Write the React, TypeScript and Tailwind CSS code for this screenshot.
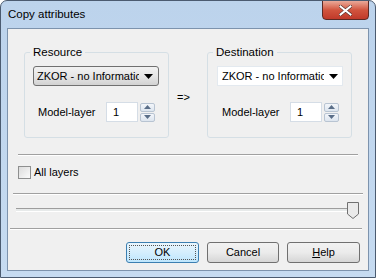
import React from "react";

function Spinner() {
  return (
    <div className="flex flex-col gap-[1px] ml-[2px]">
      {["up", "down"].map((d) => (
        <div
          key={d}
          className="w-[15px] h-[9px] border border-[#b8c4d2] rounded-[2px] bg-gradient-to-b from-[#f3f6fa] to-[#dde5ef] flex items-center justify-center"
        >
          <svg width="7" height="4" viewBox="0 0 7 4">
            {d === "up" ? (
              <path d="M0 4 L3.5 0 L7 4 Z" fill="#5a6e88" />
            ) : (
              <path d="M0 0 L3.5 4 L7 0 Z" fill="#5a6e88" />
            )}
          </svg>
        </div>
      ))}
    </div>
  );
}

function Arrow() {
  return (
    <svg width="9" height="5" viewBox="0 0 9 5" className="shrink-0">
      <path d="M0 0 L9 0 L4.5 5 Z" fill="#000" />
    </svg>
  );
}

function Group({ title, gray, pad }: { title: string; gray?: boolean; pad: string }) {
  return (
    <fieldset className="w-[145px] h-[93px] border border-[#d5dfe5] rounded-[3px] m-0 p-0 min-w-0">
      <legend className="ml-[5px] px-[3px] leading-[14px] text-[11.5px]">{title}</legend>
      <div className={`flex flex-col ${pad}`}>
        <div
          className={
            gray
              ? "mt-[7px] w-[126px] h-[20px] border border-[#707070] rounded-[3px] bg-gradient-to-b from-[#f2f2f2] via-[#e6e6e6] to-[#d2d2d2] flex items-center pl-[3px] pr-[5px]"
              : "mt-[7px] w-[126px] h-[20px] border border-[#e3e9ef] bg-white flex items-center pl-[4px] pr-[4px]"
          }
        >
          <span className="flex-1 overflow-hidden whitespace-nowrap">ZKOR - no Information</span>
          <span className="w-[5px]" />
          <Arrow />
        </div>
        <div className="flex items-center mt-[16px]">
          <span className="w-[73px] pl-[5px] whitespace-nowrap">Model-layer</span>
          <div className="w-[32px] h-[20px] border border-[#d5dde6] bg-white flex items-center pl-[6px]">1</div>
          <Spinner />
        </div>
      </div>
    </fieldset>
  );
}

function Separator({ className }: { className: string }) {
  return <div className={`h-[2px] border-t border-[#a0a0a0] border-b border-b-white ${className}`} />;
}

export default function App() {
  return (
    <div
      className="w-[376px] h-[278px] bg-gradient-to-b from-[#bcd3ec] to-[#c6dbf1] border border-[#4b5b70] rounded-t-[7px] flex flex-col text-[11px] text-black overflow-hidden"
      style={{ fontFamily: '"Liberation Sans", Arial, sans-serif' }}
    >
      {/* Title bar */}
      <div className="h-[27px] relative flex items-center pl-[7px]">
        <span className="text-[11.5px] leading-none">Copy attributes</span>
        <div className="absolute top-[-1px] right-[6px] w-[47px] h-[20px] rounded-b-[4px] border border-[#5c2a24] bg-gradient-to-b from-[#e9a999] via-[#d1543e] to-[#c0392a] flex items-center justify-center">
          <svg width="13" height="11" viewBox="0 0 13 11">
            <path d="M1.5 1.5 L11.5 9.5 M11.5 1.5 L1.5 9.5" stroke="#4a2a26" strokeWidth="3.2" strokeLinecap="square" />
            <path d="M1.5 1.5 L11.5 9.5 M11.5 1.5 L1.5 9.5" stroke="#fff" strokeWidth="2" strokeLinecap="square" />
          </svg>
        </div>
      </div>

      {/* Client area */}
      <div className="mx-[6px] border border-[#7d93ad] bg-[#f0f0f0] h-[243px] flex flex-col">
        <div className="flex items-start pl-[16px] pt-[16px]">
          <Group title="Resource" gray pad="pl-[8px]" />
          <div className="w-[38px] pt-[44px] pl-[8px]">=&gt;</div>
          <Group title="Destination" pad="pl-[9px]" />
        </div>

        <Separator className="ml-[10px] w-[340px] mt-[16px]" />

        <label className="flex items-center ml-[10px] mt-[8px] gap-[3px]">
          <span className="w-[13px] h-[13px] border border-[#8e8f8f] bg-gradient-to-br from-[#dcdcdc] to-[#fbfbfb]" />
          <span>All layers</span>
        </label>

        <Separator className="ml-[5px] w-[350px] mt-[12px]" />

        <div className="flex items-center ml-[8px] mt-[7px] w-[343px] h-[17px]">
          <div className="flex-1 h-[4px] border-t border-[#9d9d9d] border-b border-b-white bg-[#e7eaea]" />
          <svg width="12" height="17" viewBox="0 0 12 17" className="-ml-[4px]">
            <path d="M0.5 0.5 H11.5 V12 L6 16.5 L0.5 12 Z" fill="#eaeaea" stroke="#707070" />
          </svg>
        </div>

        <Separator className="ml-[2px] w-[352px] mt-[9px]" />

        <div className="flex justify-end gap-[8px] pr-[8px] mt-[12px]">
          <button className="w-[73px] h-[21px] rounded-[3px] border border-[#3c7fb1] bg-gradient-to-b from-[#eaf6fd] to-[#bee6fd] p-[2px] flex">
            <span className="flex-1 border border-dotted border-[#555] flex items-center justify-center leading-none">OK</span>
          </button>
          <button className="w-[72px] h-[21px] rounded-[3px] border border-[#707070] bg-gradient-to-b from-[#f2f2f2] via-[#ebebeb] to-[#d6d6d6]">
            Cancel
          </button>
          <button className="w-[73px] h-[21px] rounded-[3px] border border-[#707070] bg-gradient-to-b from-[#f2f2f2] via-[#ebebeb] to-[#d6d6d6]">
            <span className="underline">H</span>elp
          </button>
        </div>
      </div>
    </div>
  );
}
-*-
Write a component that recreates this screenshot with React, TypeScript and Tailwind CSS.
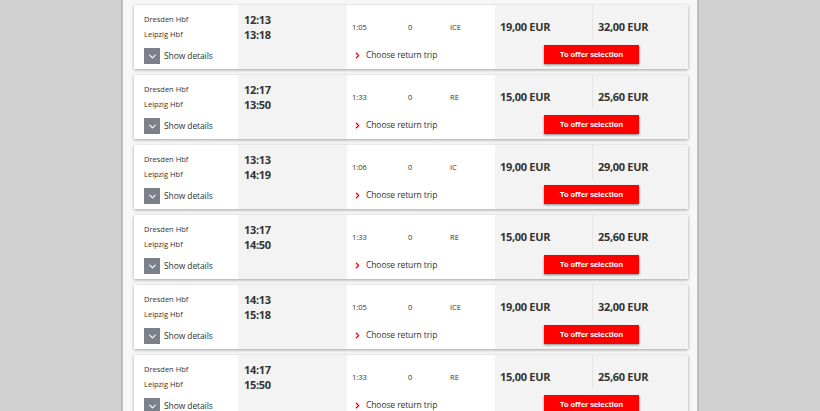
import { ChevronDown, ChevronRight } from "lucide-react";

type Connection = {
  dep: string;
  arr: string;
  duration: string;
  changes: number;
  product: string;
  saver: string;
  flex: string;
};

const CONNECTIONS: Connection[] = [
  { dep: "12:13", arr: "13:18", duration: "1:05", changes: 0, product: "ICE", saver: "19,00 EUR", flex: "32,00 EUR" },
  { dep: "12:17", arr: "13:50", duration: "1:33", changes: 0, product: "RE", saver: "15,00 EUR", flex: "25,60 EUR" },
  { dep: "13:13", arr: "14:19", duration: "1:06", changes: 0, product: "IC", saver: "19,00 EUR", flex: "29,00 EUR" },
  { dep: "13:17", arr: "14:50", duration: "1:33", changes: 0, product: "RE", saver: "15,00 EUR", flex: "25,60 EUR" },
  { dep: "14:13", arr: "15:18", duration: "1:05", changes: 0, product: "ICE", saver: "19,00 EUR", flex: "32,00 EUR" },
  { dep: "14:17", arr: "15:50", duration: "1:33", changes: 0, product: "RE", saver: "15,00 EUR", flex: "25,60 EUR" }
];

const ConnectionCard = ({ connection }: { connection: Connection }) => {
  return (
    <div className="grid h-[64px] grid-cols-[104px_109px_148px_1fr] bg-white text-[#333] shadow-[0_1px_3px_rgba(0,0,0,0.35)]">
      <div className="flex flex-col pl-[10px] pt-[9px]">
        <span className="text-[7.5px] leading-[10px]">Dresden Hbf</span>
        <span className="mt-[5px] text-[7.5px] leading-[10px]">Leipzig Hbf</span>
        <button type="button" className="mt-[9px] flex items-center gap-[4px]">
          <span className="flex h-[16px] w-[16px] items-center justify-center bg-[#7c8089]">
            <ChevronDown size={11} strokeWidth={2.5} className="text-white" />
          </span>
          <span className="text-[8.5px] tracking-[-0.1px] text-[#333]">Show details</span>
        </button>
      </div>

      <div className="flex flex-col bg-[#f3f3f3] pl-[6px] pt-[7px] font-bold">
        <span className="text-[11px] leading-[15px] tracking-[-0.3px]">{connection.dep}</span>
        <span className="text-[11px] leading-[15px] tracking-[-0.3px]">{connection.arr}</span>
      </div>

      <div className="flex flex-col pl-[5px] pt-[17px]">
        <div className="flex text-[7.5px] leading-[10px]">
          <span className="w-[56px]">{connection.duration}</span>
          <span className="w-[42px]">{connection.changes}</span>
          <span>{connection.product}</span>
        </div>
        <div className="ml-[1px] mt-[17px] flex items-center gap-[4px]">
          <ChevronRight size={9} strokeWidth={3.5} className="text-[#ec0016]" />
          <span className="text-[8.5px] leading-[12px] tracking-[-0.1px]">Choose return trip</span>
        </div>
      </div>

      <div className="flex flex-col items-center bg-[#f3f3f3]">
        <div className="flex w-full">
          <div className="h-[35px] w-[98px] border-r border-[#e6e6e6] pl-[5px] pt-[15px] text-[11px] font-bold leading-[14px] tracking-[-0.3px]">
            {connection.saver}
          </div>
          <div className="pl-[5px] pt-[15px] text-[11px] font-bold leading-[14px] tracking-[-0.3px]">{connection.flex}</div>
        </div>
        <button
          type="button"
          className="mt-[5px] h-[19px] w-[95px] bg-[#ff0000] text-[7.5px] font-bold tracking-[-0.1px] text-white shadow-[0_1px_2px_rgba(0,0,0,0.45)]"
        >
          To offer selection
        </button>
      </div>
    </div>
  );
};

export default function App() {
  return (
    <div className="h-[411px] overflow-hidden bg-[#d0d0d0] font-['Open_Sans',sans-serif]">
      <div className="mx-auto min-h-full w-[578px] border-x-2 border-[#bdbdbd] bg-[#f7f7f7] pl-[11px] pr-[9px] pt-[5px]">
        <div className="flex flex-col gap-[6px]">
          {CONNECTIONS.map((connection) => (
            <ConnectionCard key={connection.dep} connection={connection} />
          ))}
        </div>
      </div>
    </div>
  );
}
-*-
Exercise: Write out again exactly the lines above from the one with "Write the React, TypeScript" through the one with "import React from", adding no other lines and no pictures.

Task answer:
Write the React, TypeScript and Tailwind CSS code for this screenshot.
import React from "react";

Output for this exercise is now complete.